■ EXERCISE DIRECTIONS
Reproduce the listing below exactly, minus its pictures.
## Begin GIVEN DATA
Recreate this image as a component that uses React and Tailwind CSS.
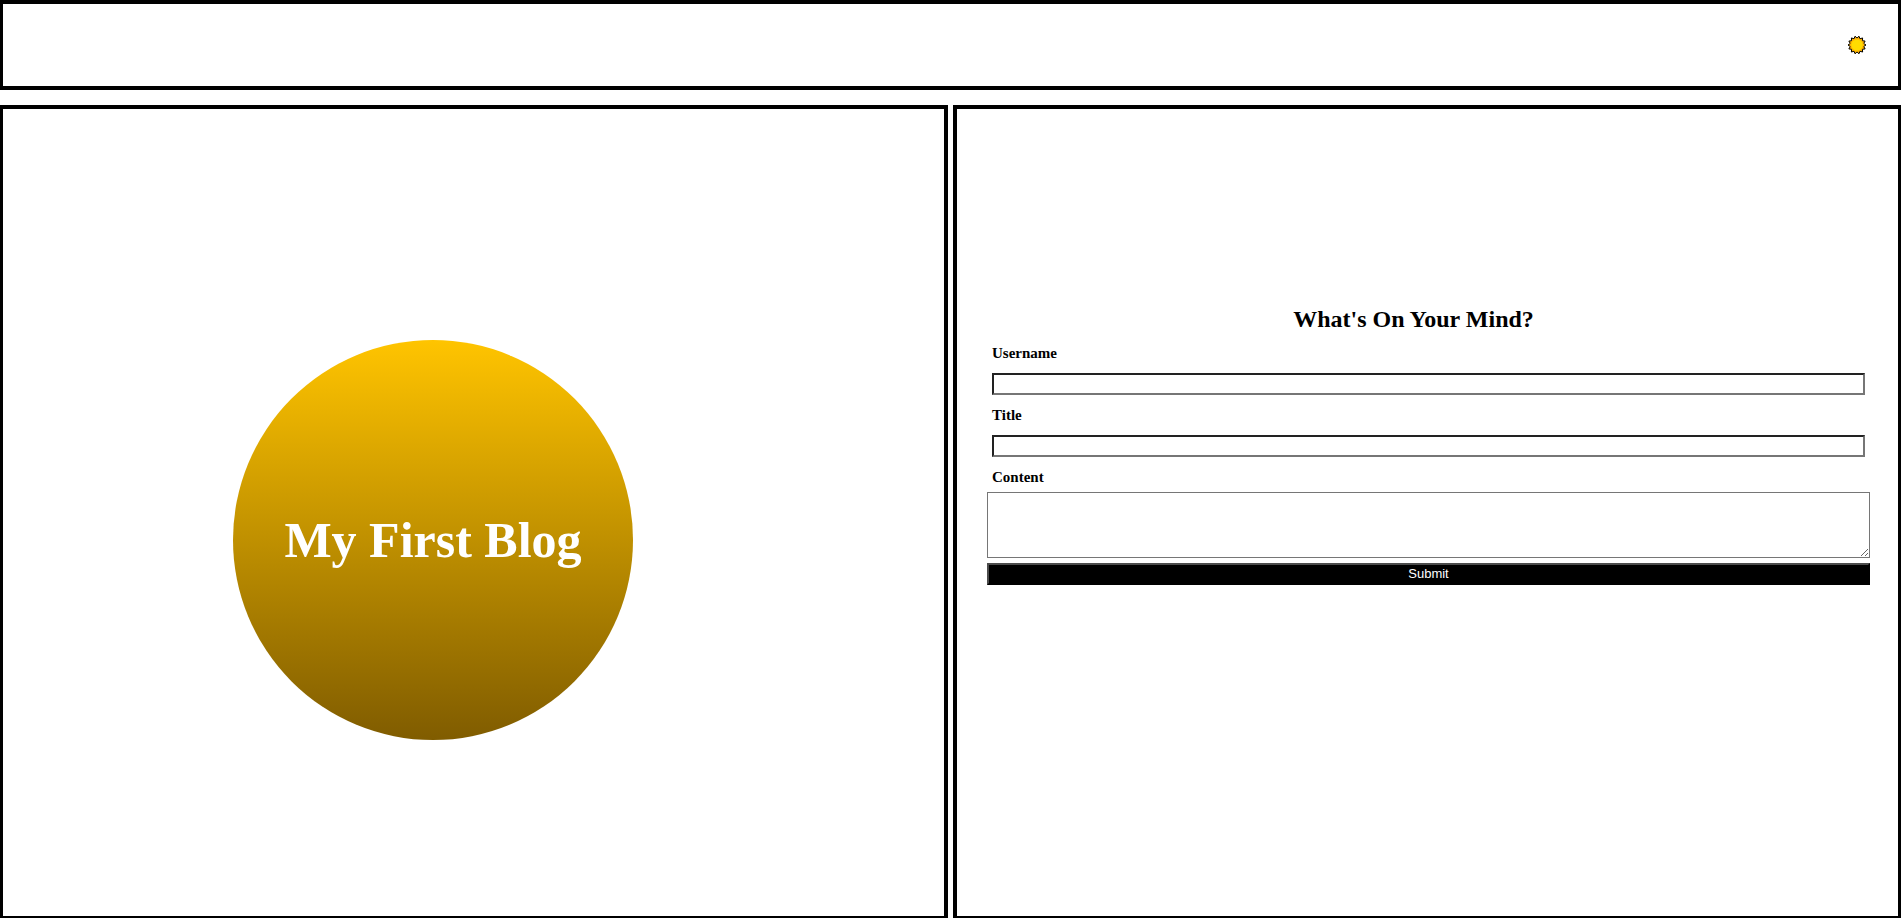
import React from "react";

const RAY_COUNT = 14;
const sunPoints = Array.from({ length: RAY_COUNT * 2 }, (_, i) => {
  const angle = (i * Math.PI) / RAY_COUNT - Math.PI / 2;
  const radius = i % 2 === 1 ? 9 : 6.9;
  return `${(9 + radius * Math.cos(angle)).toFixed(2)},${(9 + radius * Math.sin(angle)).toFixed(2)}`;
}).join(" ");

function SunIcon() {
  return (
    <svg width="18" height="18" viewBox="0 0 18 18" className="overflow-visible" aria-hidden="true">
      <polygon points={sunPoints} fill="#ffb000" stroke="#000" strokeWidth="1" />
      <circle cx="9" cy="9" r="6.5" fill="#ffb800" />
      <circle cx="9" cy="9" r="5.6" fill="#ffdc00" />
    </svg>
  );
}

function Field({ id, label }) {
  return (
    <>
      <label htmlFor={id} className="mx-[5px] block text-[15px] font-bold leading-5">
        {label}
      </label>
      <div className="px-[5px] pt-[10px] pb-[10px]">
        <input
          id={id}
          name={id}
          type="text"
          className="block h-[22px] w-full border-2 border-t-[#222222] border-l-[#222222] border-r-[#767676] border-b-[#767676] bg-white px-0.5 font-['Liberation_Sans',Arial,sans-serif] text-[13px]"
        />
      </div>
    </>
  );
}

export default function App() {
  return (
    <div className="flex min-h-screen flex-col gap-[15px] bg-white font-['Liberation_Serif','Times_New_Roman',serif] text-black">
      <header className="flex h-[90px] items-center justify-end border-x-[3px] border-y-4 border-black pr-8">
        <button type="button" aria-label="Toggle theme" className="block">
          <SunIcon />
        </button>
      </header>

      <main className="grid flex-1 grid-cols-2 gap-[5px]">
        <section className="border-t-4 border-r-4 border-b-2 border-l-[3px] border-black pt-[231px] pl-[230px]">
          <div className="flex size-[400px] items-center justify-center rounded-full bg-[linear-gradient(to_bottom,#ffc400,#805c00)]">
            <h1 className="text-[50px] font-bold leading-none whitespace-nowrap text-white">My First Blog</h1>
          </div>
        </section>

        <section className="border-t-4 border-r-[3px] border-b-2 border-l-4 border-black pt-[196px] pr-7">
          <h2 className="text-center text-2xl font-bold leading-7">What's On Your Mind?</h2>
          <form className="pt-[10px] pl-[30px]" onSubmit={(event) => event.preventDefault()}>
            <Field id="username" label="Username" />
            <Field id="title" label="Title" />
            <label htmlFor="content" className="mx-[5px] block text-[15px] font-bold leading-5">
              Content
            </label>
            <textarea
              id="content"
              name="content"
              className="mt-[5px] block h-[66px] w-full resize border border-[#767676] bg-white p-0.5 font-['Liberation_Sans',Arial,sans-serif] text-[13px]"
            />
            <button
              type="submit"
              className="mt-[5px] block h-[22px] w-full border-2 border-t-[#4c4c4c] border-l-[#4c4c4c] border-r-black border-b-black bg-black font-['Liberation_Sans',Arial,sans-serif] text-[13px] leading-4 text-white"
            >
              Submit
            </button>
          </form>
        </section>
      </main>
    </div>
  );
}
## End GIVEN DATA
■ PROBLEM SOLUTION
Recreate this image as a component that uses React and Tailwind CSS.
import React from "react";

const RAY_COUNT = 14;
const sunPoints = Array.from({ length: RAY_COUNT * 2 }, (_, i) => {
  const angle = (i * Math.PI) / RAY_COUNT - Math.PI / 2;
  const radius = i % 2 === 1 ? 9 : 6.9;
  return `${(9 + radius * Math.cos(angle)).toFixed(2)},${(9 + radius * Math.sin(angle)).toFixed(2)}`;
}).join(" ");

function SunIcon() {
  return (
    <svg width="18" height="18" viewBox="0 0 18 18" className="overflow-visible" aria-hidden="true">
      <polygon points={sunPoints} fill="#ffb000" stroke="#000" strokeWidth="1" />
      <circle cx="9" cy="9" r="6.5" fill="#ffb800" />
      <circle cx="9" cy="9" r="5.6" fill="#ffdc00" />
    </svg>
  );
}

function Field({ id, label }) {
  return (
    <>
      <label htmlFor={id} className="mx-[5px] block text-[15px] font-bold leading-5">
        {label}
      </label>
      <div className="px-[5px] pt-[10px] pb-[10px]">
        <input
          id={id}
          name={id}
          type="text"
          className="block h-[22px] w-full border-2 border-t-[#222222] border-l-[#222222] border-r-[#767676] border-b-[#767676] bg-white px-0.5 font-['Liberation_Sans',Arial,sans-serif] text-[13px]"
        />
      </div>
    </>
  );
}

export default function App() {
  return (
    <div className="flex min-h-screen flex-col gap-[15px] bg-white font-['Liberation_Serif','Times_New_Roman',serif] text-black">
      <header className="flex h-[90px] items-center justify-end border-x-[3px] border-y-4 border-black pr-8">
        <button type="button" aria-label="Toggle theme" className="block">
          <SunIcon />
        </button>
      </header>

      <main className="grid flex-1 grid-cols-2 gap-[5px]">
        <section className="border-t-4 border-r-4 border-b-2 border-l-[3px] border-black pt-[231px] pl-[230px]">
          <div className="flex size-[400px] items-center justify-center rounded-full bg-[linear-gradient(to_bottom,#ffc400,#805c00)]">
            <h1 className="text-[50px] font-bold leading-none whitespace-nowrap text-white">My First Blog</h1>
          </div>
        </section>

        <section className="border-t-4 border-r-[3px] border-b-2 border-l-4 border-black pt-[196px] pr-7">
          <h2 className="text-center text-2xl font-bold leading-7">What's On Your Mind?</h2>
          <form className="pt-[10px] pl-[30px]" onSubmit={(event) => event.preventDefault()}>
            <Field id="username" label="Username" />
            <Field id="title" label="Title" />
            <label htmlFor="content" className="mx-[5px] block text-[15px] font-bold leading-5">
              Content
            </label>
            <textarea
              id="content"
              name="content"
              className="mt-[5px] block h-[66px] w-full resize border border-[#767676] bg-white p-0.5 font-['Liberation_Sans',Arial,sans-serif] text-[13px]"
            />
            <button
              type="submit"
              className="mt-[5px] block h-[22px] w-full border-2 border-t-[#4c4c4c] border-l-[#4c4c4c] border-r-black border-b-black bg-black font-['Liberation_Sans',Arial,sans-serif] text-[13px] leading-4 text-white"
            >
              Submit
            </button>
          </form>
        </section>
      </main>
    </div>
  );
}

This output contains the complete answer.